Dataset section:

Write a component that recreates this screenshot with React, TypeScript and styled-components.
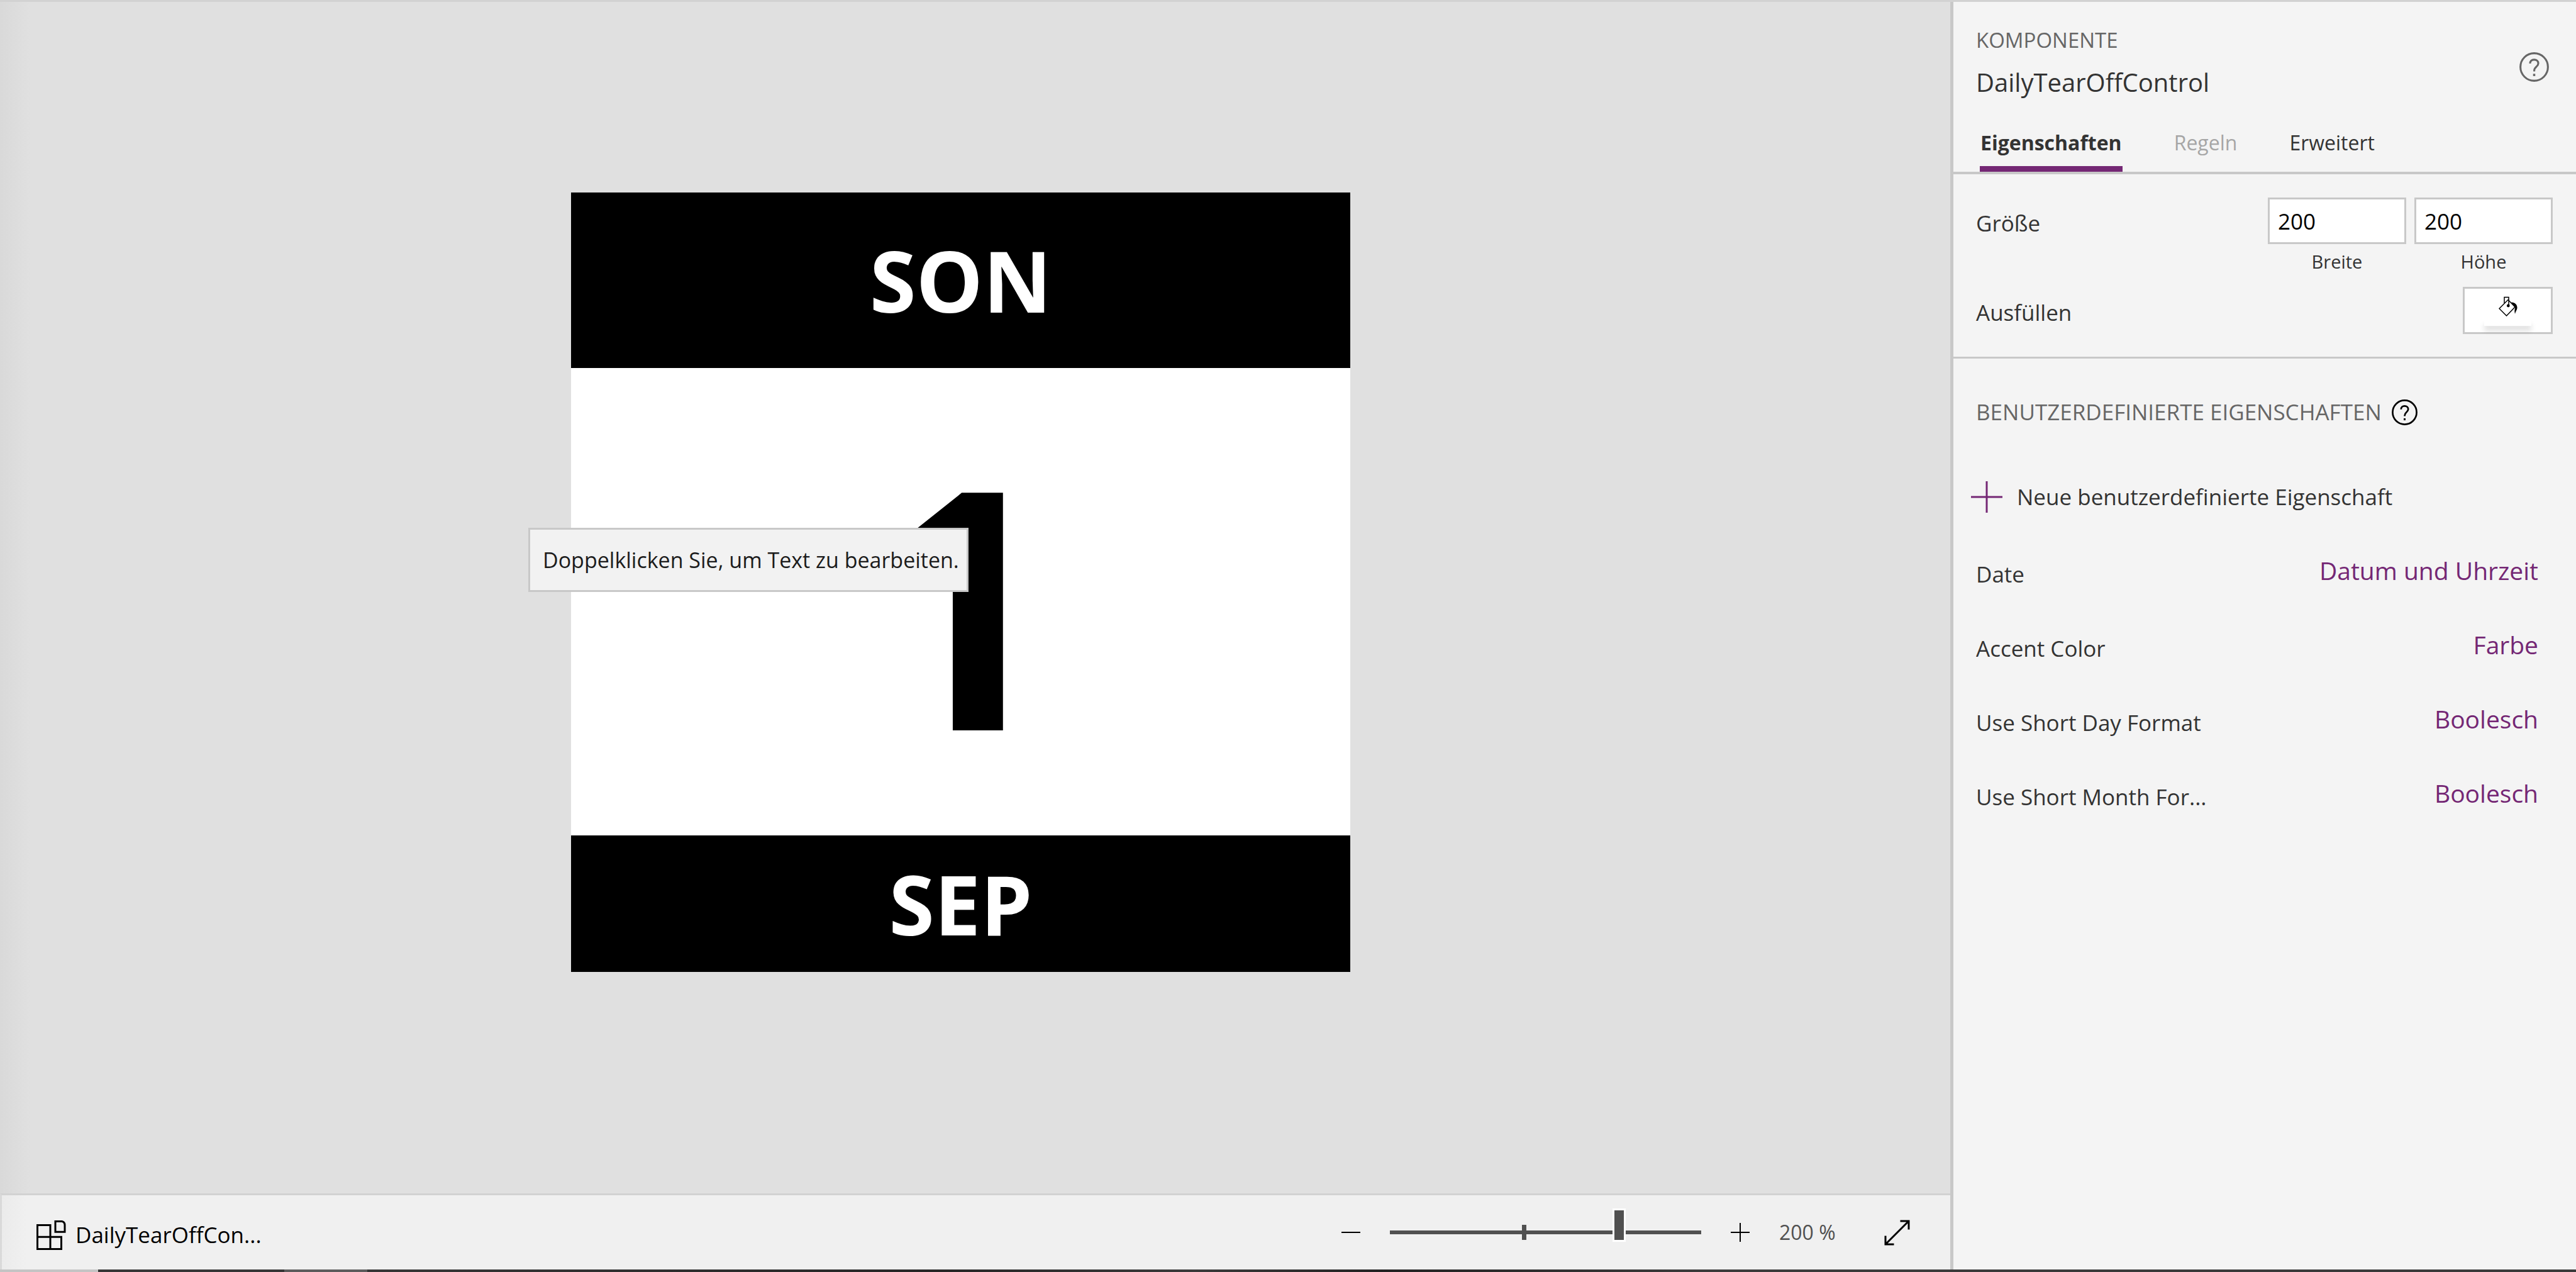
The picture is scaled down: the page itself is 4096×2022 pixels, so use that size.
import React, { useState } from "react";
import styled, { createGlobalStyle } from "styled-components";

const color = {
  accent: "#742774",
  line: "#c8c8c8",
  text: "#333333",
  muted: "#666666",
  control: "#505050",
};

const GlobalStyle = createGlobalStyle`
  *, *::before, *::after { box-sizing: border-box; }
  body {
    margin: 0;
    background: #f4f4f4;
    color: ${color.text};
    font-family: "Open Sans", "Noto Sans", sans-serif;
    font-size: 35px;
    line-height: 48px;
  }
  button, input { font: inherit; color: inherit; }
`;

const Page = styled.div`
  display: flex;
  flex-direction: column;
  height: 100vh;
  border-top: 3px solid #d2d2d2;
`;

const Workspace = styled.div`
  display: flex;
  flex: 1;
  min-height: 0;
`;

const Stage = styled.main`
  display: flex;
  flex-direction: column;
  flex: 1;
  min-width: 0;
`;

const Canvas = styled.div`
  display: flex;
  flex: 1;
  align-items: center;
  justify-content: center;
  padding: 0 46px 50px 0;
  background: linear-gradient(to right, #d9d9d9, #e0e0e0 48px);
`;

const Calendar = styled.section`
  position: relative;
  display: grid;
  grid-template-rows: 279fr 743fr 217fr;
  width: 1239px;
  height: 1239px;
  background: #ffffff;
  font-weight: 700;
`;

const CalendarBand = styled.div<{ $size: number }>`
  display: flex;
  align-items: center;
  justify-content: center;
  background: #000000;
  color: #ffffff;
  font-size: ${(p) => p.$size}px;
  line-height: 1;
`;

const DayNumber = styled.div`
  display: flex;
  align-items: center;
  justify-content: center;
  min-height: 0;
  color: #000000;
  font-size: 529px;
  line-height: 1;
`;

const Tooltip = styled.div`
  position: absolute;
  top: 533px;
  left: -68px;
  padding: 24px 18px 24px 20px;
  width: 700px;
  border: 3px solid ${color.line};
  background: #f2f2f2;
  color: #1c1c1c;
  font-size: 34px;
  font-weight: 400;
  white-space: nowrap;
`;

const StatusBar = styled.footer`
  display: flex;
  align-items: center;
  justify-content: space-between;
  height: 121px;
  padding: 0 64px 0 55px;
  border-top: 3px solid #d2d2d2;
  border-left: 3px solid #d9d9d9;
  background: linear-gradient(to right, #ebebeb, #f0f0f0 40px);
`;

const Breadcrumb = styled.div`
  display: flex;
  align-items: center;
  gap: 15px;
  padding-top: 8px;
  color: #000000;
`;

const ZoomTools = styled.div`
  display: flex;
  align-items: center;
  gap: 47px;
`;

const IconButton = styled.button`
  display: flex;
  align-items: center;
  justify-content: center;
  padding: 0;
  border: 0;
  background: none;
  color: #000000;
`;

const HeaderHelp = styled(IconButton)`
  padding-top: 12px;
`;

const ZoomValue = styled.output`
  min-width: 120px;
  color: ${color.control};
  font-size: 32px;
`;

const ZoomSlider = styled.input`
  appearance: none;
  width: 495px;
  height: 96px;
  margin: 0;
  background: linear-gradient(${color.control}, ${color.control}) no-repeat 43% 50% / 7px 24px;

  &::-webkit-slider-runnable-track {
    height: 6px;
    background: ${color.control};
  }
  &::-webkit-slider-thumb {
    appearance: none;
    width: 21px;
    height: 53px;
    margin-top: -35px;
    border: 3px solid #ffffff;
    background: ${color.control};
  }
`;

const Panel = styled.aside`
  flex: none;
  width: 995px;
  border-left: 5px solid ${color.line};
  background: #f4f4f4;
`;

const PanelHeader = styled.header`
  padding: 39px 37px 0 36px;
  border-bottom: 4px solid ${color.line};
`;

const TitleRow = styled.div`
  display: flex;
  align-items: center;
  justify-content: space-between;
  padding-right: 6px;
  color: ${color.muted};
`;

const Titles = styled.div`
  display: flex;
  flex-direction: column;
  gap: 17px;
`;

const Kind = styled.span`
  font-size: 33px;
  line-height: 44px;
`;

const Title = styled.h1`
  margin: 0;
  color: ${color.text};
  font-size: 40px;
  font-weight: 400;
  line-height: 56px;
`;

const Tabs = styled.div`
  display: flex;
  gap: 81px;
  padding: 46px 0 0 6px;
`;

const Tab = styled.button<{ $active?: boolean }>`
  padding: 0 1px 15px;
  border: 0;
  border-bottom: 9px solid ${(p) => (p.$active ? color.accent : "transparent")};
  background: none;
  color: ${color.text};
  font-size: 32px;
  font-weight: ${(p) => (p.$active ? 700 : 400)};
  line-height: 44px;

  &:disabled { color: #a6a6a6; }
`;

const Settings = styled.section`
  display: flex;
  flex-direction: column;
  gap: 20px;
  padding: 37px 37px 36px 36px;
  border-bottom: 3px solid ${color.line};
`;

const SettingRow = styled.div`
  display: flex;
  align-items: flex-start;
  justify-content: space-between;
`;

const SettingName = styled.span`
  padding-top: 17px;
`;

const Fields = styled.div`
  display: flex;
  gap: 13px;
`;

const Field = styled.label`
  display: flex;
  flex-direction: column;
  align-items: center;
  gap: 8px;
  font-size: 29px;
  line-height: 40px;
`;

const NumberInput = styled.input`
  order: -1;
  width: 220px;
  height: 74px;
  padding: 0 13px;
  border: 3px solid ${color.line};
  border-radius: 0;
  background: #ffffff;
  color: #000000;
  font-size: 35px;
`;

const FillButton = styled.button`
  display: flex;
  flex-direction: column;
  align-items: center;
  justify-content: space-between;
  width: 143px;
  height: 75px;
  padding: 12px 0 10px;
  border: 3px solid ${color.line};
  background: #ffffff;
`;

const Swatch = styled.span`
  width: 75px;
  height: 9px;
  background: #ffffff;
  box-shadow: 0 7px 9px rgba(0, 0, 0, 0.14);
`;

const CustomProperties = styled.section`
  padding: 61px 60px 0 36px;
`;

const SectionHeading = styled.div`
  display: flex;
  align-items: center;
  gap: 16px;
  color: ${color.muted};
`;

const HeadingText = styled.h2`
  margin: 0;
  font-size: 35px;
  font-weight: 400;
`;

const AddProperty = styled.button`
  display: flex;
  align-items: center;
  gap: 23px;
  height: 50px;
  margin: 86px 0 35px -8px;
  padding: 0;
  border: 0;
  background: none;
`;

const PropertyList = styled.ul`
  margin: 0;
  padding: 0;
  list-style: none;
`;

const PropertyRow = styled.li`
  display: flex;
  align-items: center;
  justify-content: space-between;
  height: 118px;
`;

const PropertyName = styled.span`
  overflow: hidden;
  max-width: 390px;
  padding-top: 8px;
  text-overflow: ellipsis;
  white-space: nowrap;
`;

const PropertyType = styled.a`
  padding-bottom: 4px;
  color: ${color.accent};
  font-size: 39px;
  line-height: 54px;
  text-decoration: none;
`;

const Taskbar = styled.div`
  flex: none;
  height: 4px;
  background: linear-gradient(
    to right,
    #c4c4c4 156px,
    #363636 156px,
    #363636 452px,
    #5c5c5c 452px,
    #5c5c5c 584px,
    #363636 584px,
    #262626 1500px,
    #3a3a3a 1900px,
    #222222 2200px,
    #3a3a3a 2700px
  );
`;

function HelpIcon({ size, stroke }: { size: number; stroke: string }) {
  return (
    <svg width={size} height={size} viewBox="0 0 46 46" fill="none" stroke={stroke} strokeWidth="3">
      <circle cx="23" cy="23" r="21.4" />
      <path d="M16.6 17.6c0-3.7 2.7-6 6.3-6 3.8 0 6.5 2.2 6.5 5.7 0 5.4-6.3 5.4-6.3 11.2v1.3" />
      <path d="M23 33.6v3.5" strokeWidth="3.4" />
    </svg>
  );
}

function ComponentIcon() {
  return (
    <svg width="47" height="47" viewBox="0 0 47 47" fill="none" stroke="currentColor" strokeWidth="3">
      <path d="M1.500 7.500H22V45.500H1.500z" />
      <path d="M1.500 26.300H39.500V45.500H22" />
      <path d="M30 1.500h10.500q4.500 1 4.500 6V18.300H30z" />
    </svg>
  );
}

function StepIcon({ plus }: { plus?: boolean }) {
  return (
    <svg width="30" height="30" viewBox="0 0 30 30" stroke="currentColor" strokeWidth="2">
      <path d="M0 15H30" />
      {plus && <path d="M15 0V30" />}
    </svg>
  );
}

function ExpandIcon() {
  return (
    <svg width="41" height="41" viewBox="0 0 41 41" fill="none" stroke="currentColor" strokeWidth="3">
      <path d="M2 39L39 2M25.500 2H39V15.500M2 25.500V39H15.500" />
    </svg>
  );
}

function AddIcon() {
  return (
    <svg width="50" height="50" viewBox="0 0 50 50" stroke={color.accent} strokeWidth="3">
      <path d="M0 25H50M25 0V50" />
    </svg>
  );
}

function BucketIcon() {
  return (
    <svg width="30" height="32" viewBox="0 0 30 32" fill="none" stroke="#000000" strokeWidth="1.5">
      <path d="M1 19.500L15 5.500L26 17L12.500 31z" />
      <path d="M9 11V1.500H16V14" />
      <circle cx="15.3" cy="15" r="2.4" fill="#000000" stroke="none" />
      <path d="M20 9.500c6 .3 9.500 3.700 9.500 8.500 0 3-2 5-3.500 10-.8-3-1-6 .2-10z" fill="#000000" stroke="none" />
    </svg>
  );
}

const properties = [
  { name: "Date", type: "Datum und Uhrzeit" },
  { name: "Accent Color", type: "Farbe" },
  { name: "Use Short Day Format", type: "Boolesch" },
  { name: "Use Short Month For...", type: "Boolesch" },
];

export default function App() {
  const [zoom, setZoom] = useState(746);
  const [width, setWidth] = useState("200");
  const [height, setHeight] = useState("200");

  return (
    <Page>
      <GlobalStyle />
      <Workspace>
        <Stage>
          <Canvas>
            <Calendar>
              <CalendarBand $size={134}>SON</CalendarBand>
              <DayNumber>1</DayNumber>
              <CalendarBand $size={131}>SEP</CalendarBand>
              <Tooltip role="tooltip">Doppelklicken Sie, um Text zu bearbeiten.</Tooltip>
            </Calendar>
          </Canvas>
          <StatusBar>
            <Breadcrumb>
              <ComponentIcon />
              <span>DailyTearOffCon...</span>
            </Breadcrumb>
            <ZoomTools>
              <IconButton aria-label="Verkleinern">
                <StepIcon />
              </IconButton>
              <ZoomSlider
                type="range"
                aria-label="Zoom"
                min={0}
                max={1000}
                value={zoom}
                onChange={(e) => setZoom(Number(e.target.value))}
              />
              <IconButton aria-label="Vergrößern">
                <StepIcon plus />
              </IconButton>
              <ZoomValue>200 %</ZoomValue>
              <IconButton aria-label="An Fenster anpassen">
                <ExpandIcon />
              </IconButton>
            </ZoomTools>
          </StatusBar>
        </Stage>
        <Panel>
          <PanelHeader>
            <TitleRow>
              <Titles>
                <Kind>KOMPONENTE</Kind>
                <Title>DailyTearOffControl</Title>
              </Titles>
              <HeaderHelp aria-label="Hilfe">
                <HelpIcon size={47} stroke={color.muted} />
              </HeaderHelp>
            </TitleRow>
            <Tabs role="tablist">
              <Tab role="tab" aria-selected $active>Eigenschaften</Tab>
              <Tab role="tab" disabled>Regeln</Tab>
              <Tab role="tab">Erweitert</Tab>
            </Tabs>
          </PanelHeader>
          <Settings>
            <SettingRow>
              <SettingName>Größe</SettingName>
              <Fields>
                <Field>
                  Breite
                  <NumberInput value={width} onChange={(e) => setWidth(e.target.value)} />
                </Field>
                <Field>
                  Höhe
                  <NumberInput value={height} onChange={(e) => setHeight(e.target.value)} />
                </Field>
              </Fields>
            </SettingRow>
            <SettingRow>
              <SettingName>Ausfüllen</SettingName>
              <FillButton aria-label="Füllfarbe">
                <BucketIcon />
                <Swatch />
              </FillButton>
            </SettingRow>
          </Settings>
          <CustomProperties>
            <SectionHeading>
              <HeadingText>BENUTZERDEFINIERTE EIGENSCHAFTEN</HeadingText>
              <IconButton aria-label="Hilfe zu Eigenschaften">
                <HelpIcon size={41} stroke="#000000" />
              </IconButton>
            </SectionHeading>
            <AddProperty>
              <AddIcon />
              Neue benutzerdefinierte Eigenschaft
            </AddProperty>
            <PropertyList>
              {properties.map((p) => (
                <PropertyRow key={p.name}>
                  <PropertyName>{p.name}</PropertyName>
                  <PropertyType href="#">{p.type}</PropertyType>
                </PropertyRow>
              ))}
            </PropertyList>
          </CustomProperties>
        </Panel>
      </Workspace>
      <Taskbar />
    </Page>
  );
}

Your objective:
List every line above containing the word "React".

Reply to the task:
Write a component that recreates this screenshot with React, TypeScript and styled-components.
import React, { useState } from "react";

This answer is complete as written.